Two original french doors remain from the house; they will be used as doors in the new parlor. But they are 36″ and the existing doorway between the dining room and parlor was only 32″. That was easily widened, although now I will have to be creative with making new dining room trim to match the old.
Finally, I spent most of today preparing the stairwell for the remainder of the wainscot that will run to the top of the stairs. I learned quite a bit the first time around with the lower run so I’m much better prepared now. The strips of lath in the photo are where the sheetrock is supposed to stop; I apply the wainscot directly to the wall.

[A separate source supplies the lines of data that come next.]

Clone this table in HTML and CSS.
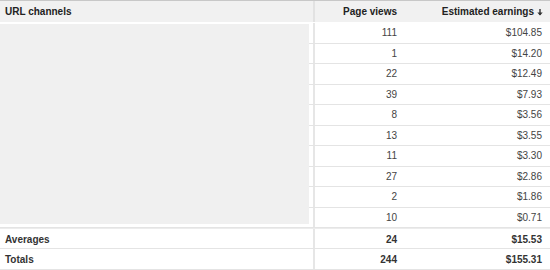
FILE: index.html
```html
<!DOCTYPE html>
<html>
<head>
<meta charset="utf-8">
<link rel="stylesheet" href="styles.css">
</head>
<body>
<div class="report">
  <div class="row head">
    <div class="cell name">URL channels</div>
    <div class="cell num">Page views</div>
    <div class="cell num sort">Estimated earnings<svg class="arrow" width="6" height="7" viewBox="0 0 6 7"><path d="M3 0V6" stroke="#333" stroke-width="1.4"/><path d="M0.3 3.4L3 6.6L5.7 3.4Z" fill="#333"/></svg></div>
  </div>
  <div class="row"><div class="cell name"></div><div class="cell num">111</div><div class="cell num">$104.85</div></div>
  <div class="row"><div class="cell name"></div><div class="cell num">1</div><div class="cell num">$14.20</div></div>
  <div class="row"><div class="cell name"></div><div class="cell num">22</div><div class="cell num">$12.49</div></div>
  <div class="row"><div class="cell name"></div><div class="cell num">39</div><div class="cell num">$7.93</div></div>
  <div class="row"><div class="cell name"></div><div class="cell num">8</div><div class="cell num">$3.56</div></div>
  <div class="row"><div class="cell name"></div><div class="cell num">13</div><div class="cell num">$3.55</div></div>
  <div class="row"><div class="cell name"></div><div class="cell num">11</div><div class="cell num">$3.30</div></div>
  <div class="row"><div class="cell name"></div><div class="cell num">27</div><div class="cell num">$2.86</div></div>
  <div class="row"><div class="cell name"></div><div class="cell num">2</div><div class="cell num">$1.86</div></div>
  <div class="row"><div class="cell name"></div><div class="cell num">10</div><div class="cell num">$0.71</div></div>
  <div class="row total first"><div class="cell name">Averages</div><div class="cell num">24</div><div class="cell num">$15.53</div></div>
  <div class="row total"><div class="cell name">Totals</div><div class="cell num">244</div><div class="cell num">$155.31</div></div>
  <div class="redact"></div>
</div>
</body>
</html>
```
FILE: styles.css
```css
html, body {
  margin: 0;
  padding: 0;
  background: #fff;
}
body {
  font-family: "Liberation Sans", Arial, sans-serif;
  font-size: 10px;
  color: #444;
}
.report {
  position: relative;
  width: 550px;
  border-top: 1px solid #c8c8c8;
}
.row {
  display: grid;
  grid-template-columns: 313px 92px 145px;
  box-sizing: border-box;
  height: 20.5px;
  border-bottom: 1px solid #e4e4e4;
  align-items: stretch;
}
.cell {
  display: flex;
  align-items: center;
  white-space: nowrap;
}
.cell.name {
  padding-left: 5px;
}
.cell.num {
  justify-content: flex-end;
  padding-right: 8px;
}
.row > .cell:nth-child(2) {
  border-left: 2px solid #e6e6e6;
}
.head {
  height: 22px;
  background: #f1f1f1;
  border-bottom: 1px solid #fff;
  font-weight: bold;
  color: #222;
}
.head > .cell:nth-child(2) {
  border-left: 2px solid #e2e2e2;
}
.head .sort {
  padding-right: 7px;
}
.arrow {
  margin-left: 3px;
  margin-top: 2px;
}
.total {
  font-weight: bold;
  color: #333;
  height: 21px;
}
.total > .cell {
  padding-top: 1px;
}
.total.first {
  border-top: 1px solid #ececec;
}
.redact {
  position: absolute;
  left: 0;
  top: 23px;
  width: 309px;
  height: 200px;
  background: #f0f0f0;
}
```
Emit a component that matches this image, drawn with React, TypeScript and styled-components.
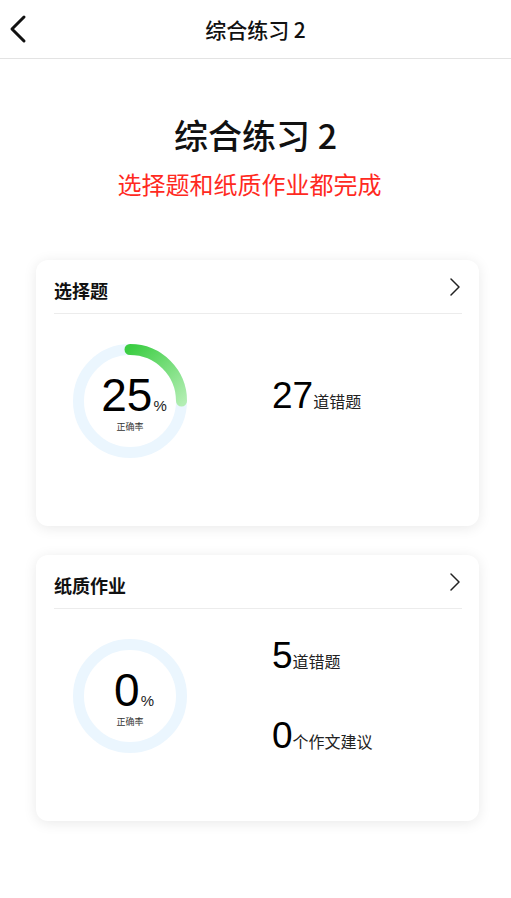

Next weekend will be the finishing touches and the dreaded floor cut out. Then its on to sheetrock. I CANNOT wait!! (Stupid camera took blurry photos today…)
I can now say that the foyer stage of the wainscot is as complete as it is going to get. When the room directly above the foyer is redone (hopefully in my lifetime), the remainder of the wainscot up the stairs will be also be completed. It now has two coats of amber shellac and an improvised cap. I had really intended to use a tinted shellac to match it and the new treads/risers more closely to the old stairs, but experience thus far has driven that thought from my mind completely. Besides, the purist in me rationalizes my choice in that I am being “honest” with everyone about what is original and what is not. At the end of the day, it’s a purely academic discussion. But I hate using stain on new pine and tinted shellac is very difficult to make look good, so it is what it is.
Note that the short, antique handrail that was originally installed was switched out with a reclaimed length of Douglas Fir 2×4 from the demolition of the room. I hated the other handrail the day I put it up; it was too clunky. Some might also argue aesthetics with the replacement, but it’s a darn sight better than the old.
The last of the reclaimed base trim was in and all the base shoe in the foyer was installed as of Sunday evening just two weeks shy of the one-year anniversary of the initial demolition!!